The U.S. and East African business communities have placed a priority on improving trade facilitation in East Africa, which will reduce the cost and time to get goods to market and enhance opportunities for trade and investment. This interest is reflected in the Memorandum of Understanding (MOU) signed by The Corporate Council on Africa (CCA) and East African Business Council (EABC) in September 2013. To move forward with commitments under the CCA-EABC MOU, CCA launched a Trade Working Group in early 2014 to jointly develop recommendations with the EABC on trade facilitation. These recommendations were developed through consultations with the private sectors in both the United States and EAC and were presented at the U.S.-Africa Leaders Summit on August 4, 2014. 

The CCA Trade Working Group, which includes an expanding number of companies across sectors, has now shifted focus to concrete actions to implement the joint recommendations, working in collaboration with other business associations, Commerce, USTR and other private sector and government partners. As part of this implementation strategy, the Trade Working Group is focusing on issue areas such as customs and port administration, supply chain and agricultural value chain development, cold chain and digital trade that are common priorities among companies. The private sectors in both the United States and East Africa have expressed support for moving forward with these issues through a number of interrelated processes, including the Commercial Dialogue and U.S.-EAC Trade and Investment Partnership, WTO Agreement on Trade Facilitation (which is on track for implementation) and renewal of the African Growth and Opportunity Act (AGOA).

Improved trade facilitation will produce a number of benefits, including increased incomes, job creation and value addition along supply chains. Enhanced trade facilitation will also require addressing capacity challenges and improving transparency in regulatory systems, and both the private and public sectors can contribute skills and resources. Ultimately, trade facilitation will benefit producers of all sizes along supply chains, including producers of intermediate industrial components, which can significantly impact competitiveness in developing markets. Trade facilitation and customs automation are also central to agricultural development and food security, allowing for faster movement of sensitive goods like agricultural products (through reduced customs clearance times) that may otherwise often spoil before reaching markets.
 
In addition to creating opportunities and jobs in numerous sectors and linking African markets into global supply chains, improvements in trade facilitation are expected to increase country revenue and individual incomes, enhance economic gains for small- and medium-sized enterprises (SMEs), and reduce the costs of trade, with significant gains going to developing markets. According to the OECD, “for every one percent reduction in global trade costs, global incomes [will] go up by $40 billion.” Sixty-five percent of these gains would accrue to developing countries. [1] The World Bank estimates that every one dollar spent on trade facilitation in developing countries yields a return of 70 dollars.[2]
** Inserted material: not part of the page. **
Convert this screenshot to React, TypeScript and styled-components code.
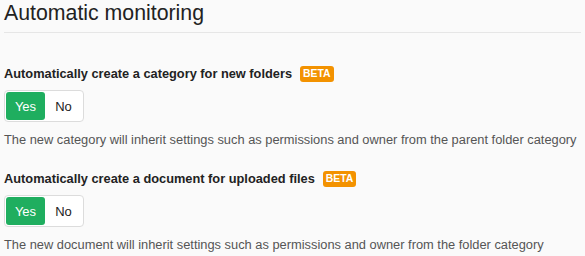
import React, { useState } from "react";
import styled, { createGlobalStyle } from "styled-components";

const Global = createGlobalStyle`
  html, body { margin: 0; padding: 0; background: #fafafa; }
  body { font-family: "Liberation Sans", Arial, sans-serif; color: #333; }
`;

const Page = styled.div`
  padding: 0 4px;
  display: flex;
  flex-direction: column;
`;

const Title = styled.h2`
  margin: 0;
  padding: 3px 0 8px;
  font-size: 21.3px;
  font-weight: 400;
  line-height: 21px;
  color: #222;
  border-bottom: 1px solid #e6e6e6;
`;

const Section = styled.div`
  display: flex;
  flex-direction: column;
`;

const Label = styled.div<{ $top: number }>`
  margin-top: ${(p) => p.$top}px;
  display: flex;
  align-items: center;
  gap: 8px;
  font-size: 12.8px;
  font-weight: 700;
  color: #222;
  line-height: 17px;
  white-space: nowrap;
`;

const Badge = styled.span`
  display: inline-flex;
  align-items: center;
  padding: 0 3px;
  height: 16px;
  border-radius: 3px;
  background: #f39200;
  color: #fff;
  font-size: 10.4px;
  font-weight: 700;
`;

const Toggle = styled.div`
  margin-top: 8px;
  align-self: flex-start;
  display: flex;
  padding: 1px;
  border: 1px solid #dcdcdc;
  border-radius: 4px;
  background: #fff;
`;

const Option = styled.button<{ $active: boolean }>`
  border: 0;
  margin: 0;
  width: ${(p) => (p.$active ? 39 : 37)}px;
  height: 28px;
  border-radius: 3px;
  font-family: inherit;
  font-size: 13px;
  background: ${(p) => (p.$active ? "#1fae5f" : "transparent")};
  color: ${(p) => (p.$active ? "#fff" : "#222")};
  cursor: pointer;
  padding: 0;
`;

const Help = styled.p`
  margin: 9px 0 0;
  font-size: 12.85px;
  line-height: 18px;
  color: #555;
  white-space: nowrap;
`;

function Setting({ label, help, top }: { label: string; help: string; top: number }) {
  const [on, setOn] = useState(true);
  return (
    <Section>
      <Label $top={top}>
        {label}
        <Badge>BETA</Badge>
      </Label>
      <Toggle>
        <Option $active={on} onClick={() => setOn(true)}>Yes</Option>
        <Option $active={!on} onClick={() => setOn(false)}>No</Option>
      </Toggle>
      <Help>{help}</Help>
    </Section>
  );
}

export default function App() {
  return (
    <Page>
      <Global />
      <Title>Automatic monitoring</Title>
      <Setting
        top={32}
        label="Automatically create a category for new folders"
        help="The new category will inherit settings such as permissions and owner from the parent folder category"
      />
      <Setting
        top={21}
        label="Automatically create a document for uploaded files"
        help="The new document will inherit settings such as permissions and owner from the folder category"
      />
    </Page>
  );
}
Download CCA's U.S.-EAC Private Sector Trade Facilitation Priorities Outline



[1] Overcoming Border Bottlenecks: The Costs and Benefits of Trade, Organization for Economic Cooperation and Development, 14 (2009), available at http://www.keepeek.com/Digital-Asset-Management/oecd/trade/overcoming-border-bottlenecks_9789264056954-en#
[2] Trade Facilitation, http://www.wto.org/english/news_e/brief_tradefa_e.htm (last visited 5 June 2014).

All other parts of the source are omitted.